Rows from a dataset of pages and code
-- START --

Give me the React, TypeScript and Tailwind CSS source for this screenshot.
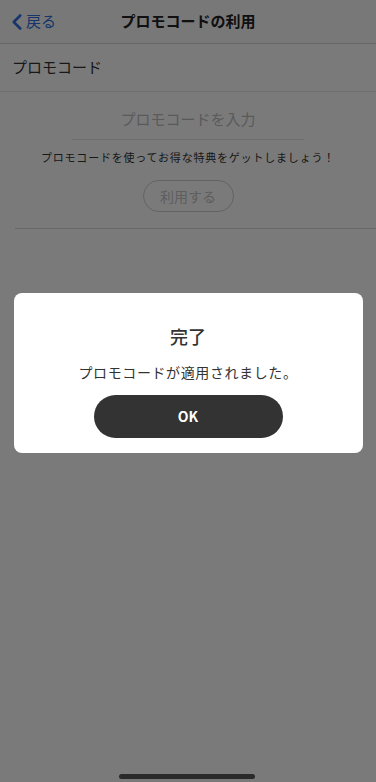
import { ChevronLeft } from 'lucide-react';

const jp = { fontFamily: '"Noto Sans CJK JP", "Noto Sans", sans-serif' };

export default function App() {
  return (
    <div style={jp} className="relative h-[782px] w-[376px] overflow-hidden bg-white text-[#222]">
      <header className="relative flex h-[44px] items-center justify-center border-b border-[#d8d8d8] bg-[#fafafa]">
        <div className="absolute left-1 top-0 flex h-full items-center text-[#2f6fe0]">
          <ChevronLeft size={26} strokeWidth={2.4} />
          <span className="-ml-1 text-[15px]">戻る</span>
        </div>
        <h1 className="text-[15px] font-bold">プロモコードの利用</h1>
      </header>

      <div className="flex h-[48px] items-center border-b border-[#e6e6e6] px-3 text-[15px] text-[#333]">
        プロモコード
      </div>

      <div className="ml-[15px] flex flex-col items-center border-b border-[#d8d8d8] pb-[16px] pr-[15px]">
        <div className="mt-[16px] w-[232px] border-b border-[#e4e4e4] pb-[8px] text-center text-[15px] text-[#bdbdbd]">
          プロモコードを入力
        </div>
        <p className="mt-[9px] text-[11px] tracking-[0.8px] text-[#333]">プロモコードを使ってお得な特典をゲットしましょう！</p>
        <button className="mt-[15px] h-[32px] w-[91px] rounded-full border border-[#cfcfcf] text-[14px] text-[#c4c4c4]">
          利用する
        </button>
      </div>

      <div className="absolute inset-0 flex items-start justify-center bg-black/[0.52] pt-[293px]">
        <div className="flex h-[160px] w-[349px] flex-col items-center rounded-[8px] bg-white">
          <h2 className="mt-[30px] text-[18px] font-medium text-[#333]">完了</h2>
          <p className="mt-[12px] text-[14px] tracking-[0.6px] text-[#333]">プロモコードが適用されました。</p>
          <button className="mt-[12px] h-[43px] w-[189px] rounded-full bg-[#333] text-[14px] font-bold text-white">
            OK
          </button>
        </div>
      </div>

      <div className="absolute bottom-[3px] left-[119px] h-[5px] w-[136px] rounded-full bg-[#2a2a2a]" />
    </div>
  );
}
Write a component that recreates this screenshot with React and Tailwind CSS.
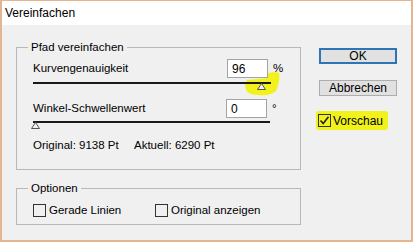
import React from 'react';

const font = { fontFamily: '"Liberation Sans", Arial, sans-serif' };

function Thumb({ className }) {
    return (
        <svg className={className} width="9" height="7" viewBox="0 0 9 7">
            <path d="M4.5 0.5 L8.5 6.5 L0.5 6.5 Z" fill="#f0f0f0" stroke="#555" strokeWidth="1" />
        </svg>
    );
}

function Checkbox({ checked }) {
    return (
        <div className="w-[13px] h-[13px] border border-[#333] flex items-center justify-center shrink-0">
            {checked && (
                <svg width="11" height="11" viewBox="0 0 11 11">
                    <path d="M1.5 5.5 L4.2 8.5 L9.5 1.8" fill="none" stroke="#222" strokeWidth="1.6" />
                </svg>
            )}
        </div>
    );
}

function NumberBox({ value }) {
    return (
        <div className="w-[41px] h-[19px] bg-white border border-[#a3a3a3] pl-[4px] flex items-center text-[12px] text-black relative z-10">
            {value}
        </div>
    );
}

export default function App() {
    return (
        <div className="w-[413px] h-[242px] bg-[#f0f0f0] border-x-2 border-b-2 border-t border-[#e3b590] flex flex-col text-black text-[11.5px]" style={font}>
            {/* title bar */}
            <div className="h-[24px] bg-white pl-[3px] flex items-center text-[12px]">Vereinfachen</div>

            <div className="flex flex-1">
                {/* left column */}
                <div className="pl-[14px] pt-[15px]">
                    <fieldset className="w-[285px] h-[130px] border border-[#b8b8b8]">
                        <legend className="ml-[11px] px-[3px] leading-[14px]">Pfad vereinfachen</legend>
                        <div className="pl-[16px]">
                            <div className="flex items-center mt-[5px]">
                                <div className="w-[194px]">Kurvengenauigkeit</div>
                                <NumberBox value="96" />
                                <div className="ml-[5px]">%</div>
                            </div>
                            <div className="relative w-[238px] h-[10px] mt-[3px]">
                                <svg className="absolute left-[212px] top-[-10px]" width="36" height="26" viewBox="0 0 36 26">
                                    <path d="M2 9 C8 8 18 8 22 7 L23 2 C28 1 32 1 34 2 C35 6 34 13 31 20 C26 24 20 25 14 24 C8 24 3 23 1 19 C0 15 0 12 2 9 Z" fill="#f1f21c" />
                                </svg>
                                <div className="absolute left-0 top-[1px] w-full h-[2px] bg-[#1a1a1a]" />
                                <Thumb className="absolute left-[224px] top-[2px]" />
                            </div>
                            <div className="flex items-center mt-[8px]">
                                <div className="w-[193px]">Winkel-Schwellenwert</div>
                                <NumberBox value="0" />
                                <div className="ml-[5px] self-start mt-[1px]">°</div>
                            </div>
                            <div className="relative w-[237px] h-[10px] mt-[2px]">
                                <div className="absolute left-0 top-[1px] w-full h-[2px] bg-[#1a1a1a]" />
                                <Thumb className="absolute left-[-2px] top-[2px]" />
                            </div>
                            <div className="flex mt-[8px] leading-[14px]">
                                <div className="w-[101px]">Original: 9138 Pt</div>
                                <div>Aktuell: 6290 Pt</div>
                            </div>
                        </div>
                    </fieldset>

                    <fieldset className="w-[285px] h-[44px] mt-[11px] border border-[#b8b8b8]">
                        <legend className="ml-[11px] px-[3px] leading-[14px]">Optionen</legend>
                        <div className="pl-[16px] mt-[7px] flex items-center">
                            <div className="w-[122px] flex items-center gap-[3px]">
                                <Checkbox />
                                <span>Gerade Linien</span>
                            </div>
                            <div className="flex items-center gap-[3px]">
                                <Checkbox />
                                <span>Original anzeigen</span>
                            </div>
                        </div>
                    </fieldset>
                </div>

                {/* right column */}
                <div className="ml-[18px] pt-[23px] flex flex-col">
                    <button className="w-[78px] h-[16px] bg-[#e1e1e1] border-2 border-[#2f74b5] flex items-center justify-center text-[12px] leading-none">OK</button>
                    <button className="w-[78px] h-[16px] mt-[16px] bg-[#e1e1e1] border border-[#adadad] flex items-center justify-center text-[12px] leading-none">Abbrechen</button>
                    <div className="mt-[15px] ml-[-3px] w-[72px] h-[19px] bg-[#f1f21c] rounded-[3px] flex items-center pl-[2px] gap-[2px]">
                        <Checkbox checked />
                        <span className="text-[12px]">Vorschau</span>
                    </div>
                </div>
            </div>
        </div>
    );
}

-- END --

YOUR OBJECTIVE » Repeat everything in the records precisely. Images are excluded from the copy.

SOLUTION TO THIS PROBLEM »
Give me the React, TypeScript and Tailwind CSS source for this screenshot.
import { ChevronLeft } from 'lucide-react';

const jp = { fontFamily: '"Noto Sans CJK JP", "Noto Sans", sans-serif' };

export default function App() {
  return (
    <div style={jp} className="relative h-[782px] w-[376px] overflow-hidden bg-white text-[#222]">
      <header className="relative flex h-[44px] items-center justify-center border-b border-[#d8d8d8] bg-[#fafafa]">
        <div className="absolute left-1 top-0 flex h-full items-center text-[#2f6fe0]">
          <ChevronLeft size={26} strokeWidth={2.4} />
          <span className="-ml-1 text-[15px]">戻る</span>
        </div>
        <h1 className="text-[15px] font-bold">プロモコードの利用</h1>
      </header>

      <div className="flex h-[48px] items-center border-b border-[#e6e6e6] px-3 text-[15px] text-[#333]">
        プロモコード
      </div>

      <div className="ml-[15px] flex flex-col items-center border-b border-[#d8d8d8] pb-[16px] pr-[15px]">
        <div className="mt-[16px] w-[232px] border-b border-[#e4e4e4] pb-[8px] text-center text-[15px] text-[#bdbdbd]">
          プロモコードを入力
        </div>
        <p className="mt-[9px] text-[11px] tracking-[0.8px] text-[#333]">プロモコードを使ってお得な特典をゲットしましょう！</p>
        <button className="mt-[15px] h-[32px] w-[91px] rounded-full border border-[#cfcfcf] text-[14px] text-[#c4c4c4]">
          利用する
        </button>
      </div>

      <div className="absolute inset-0 flex items-start justify-center bg-black/[0.52] pt-[293px]">
        <div className="flex h-[160px] w-[349px] flex-col items-center rounded-[8px] bg-white">
          <h2 className="mt-[30px] text-[18px] font-medium text-[#333]">完了</h2>
          <p className="mt-[12px] text-[14px] tracking-[0.6px] text-[#333]">プロモコードが適用されました。</p>
          <button className="mt-[12px] h-[43px] w-[189px] rounded-full bg-[#333] text-[14px] font-bold text-white">
            OK
          </button>
        </div>
      </div>

      <div className="absolute bottom-[3px] left-[119px] h-[5px] w-[136px] rounded-full bg-[#2a2a2a]" />
    </div>
  );
}
Write a component that recreates this screenshot with React and Tailwind CSS.
import React from 'react';

const font = { fontFamily: '"Liberation Sans", Arial, sans-serif' };

function Thumb({ className }) {
    return (
        <svg className={className} width="9" height="7" viewBox="0 0 9 7">
            <path d="M4.5 0.5 L8.5 6.5 L0.5 6.5 Z" fill="#f0f0f0" stroke="#555" strokeWidth="1" />
        </svg>
    );
}

function Checkbox({ checked }) {
    return (
        <div className="w-[13px] h-[13px] border border-[#333] flex items-center justify-center shrink-0">
            {checked && (
                <svg width="11" height="11" viewBox="0 0 11 11">
                    <path d="M1.5 5.5 L4.2 8.5 L9.5 1.8" fill="none" stroke="#222" strokeWidth="1.6" />
                </svg>
            )}
        </div>
    );
}

function NumberBox({ value }) {
    return (
        <div className="w-[41px] h-[19px] bg-white border border-[#a3a3a3] pl-[4px] flex items-center text-[12px] text-black relative z-10">
            {value}
        </div>
    );
}

export default function App() {
    return (
        <div className="w-[413px] h-[242px] bg-[#f0f0f0] border-x-2 border-b-2 border-t border-[#e3b590] flex flex-col text-black text-[11.5px]" style={font}>
            {/* title bar */}
            <div className="h-[24px] bg-white pl-[3px] flex items-center text-[12px]">Vereinfachen</div>

            <div className="flex flex-1">
                {/* left column */}
                <div className="pl-[14px] pt-[15px]">
                    <fieldset className="w-[285px] h-[130px] border border-[#b8b8b8]">
                        <legend className="ml-[11px] px-[3px] leading-[14px]">Pfad vereinfachen</legend>
                        <div className="pl-[16px]">
                            <div className="flex items-center mt-[5px]">
                                <div className="w-[194px]">Kurvengenauigkeit</div>
                                <NumberBox value="96" />
                                <div className="ml-[5px]">%</div>
                            </div>
                            <div className="relative w-[238px] h-[10px] mt-[3px]">
                                <svg className="absolute left-[212px] top-[-10px]" width="36" height="26" viewBox="0 0 36 26">
                                    <path d="M2 9 C8 8 18 8 22 7 L23 2 C28 1 32 1 34 2 C35 6 34 13 31 20 C26 24 20 25 14 24 C8 24 3 23 1 19 C0 15 0 12 2 9 Z" fill="#f1f21c" />
                                </svg>
                                <div className="absolute left-0 top-[1px] w-full h-[2px] bg-[#1a1a1a]" />
                                <Thumb className="absolute left-[224px] top-[2px]" />
                            </div>
                            <div className="flex items-center mt-[8px]">
                                <div className="w-[193px]">Winkel-Schwellenwert</div>
                                <NumberBox value="0" />
                                <div className="ml-[5px] self-start mt-[1px]">°</div>
                            </div>
                            <div className="relative w-[237px] h-[10px] mt-[2px]">
                                <div className="absolute left-0 top-[1px] w-full h-[2px] bg-[#1a1a1a]" />
                                <Thumb className="absolute left-[-2px] top-[2px]" />
                            </div>
                            <div className="flex mt-[8px] leading-[14px]">
                                <div className="w-[101px]">Original: 9138 Pt</div>
                                <div>Aktuell: 6290 Pt</div>
                            </div>
                        </div>
                    </fieldset>

                    <fieldset className="w-[285px] h-[44px] mt-[11px] border border-[#b8b8b8]">
                        <legend className="ml-[11px] px-[3px] leading-[14px]">Optionen</legend>
                        <div className="pl-[16px] mt-[7px] flex items-center">
                            <div className="w-[122px] flex items-center gap-[3px]">
                                <Checkbox />
                                <span>Gerade Linien</span>
                            </div>
                            <div className="flex items-center gap-[3px]">
                                <Checkbox />
                                <span>Original anzeigen</span>
                            </div>
                        </div>
                    </fieldset>
                </div>

                {/* right column */}
                <div className="ml-[18px] pt-[23px] flex flex-col">
                    <button className="w-[78px] h-[16px] bg-[#e1e1e1] border-2 border-[#2f74b5] flex items-center justify-center text-[12px] leading-none">OK</button>
                    <button className="w-[78px] h-[16px] mt-[16px] bg-[#e1e1e1] border border-[#adadad] flex items-center justify-center text-[12px] leading-none">Abbrechen</button>
                    <div className="mt-[15px] ml-[-3px] w-[72px] h-[19px] bg-[#f1f21c] rounded-[3px] flex items-center pl-[2px] gap-[2px]">
                        <Checkbox checked />
                        <span className="text-[12px]">Vorschau</span>
                    </div>
                </div>
            </div>
        </div>
    );
}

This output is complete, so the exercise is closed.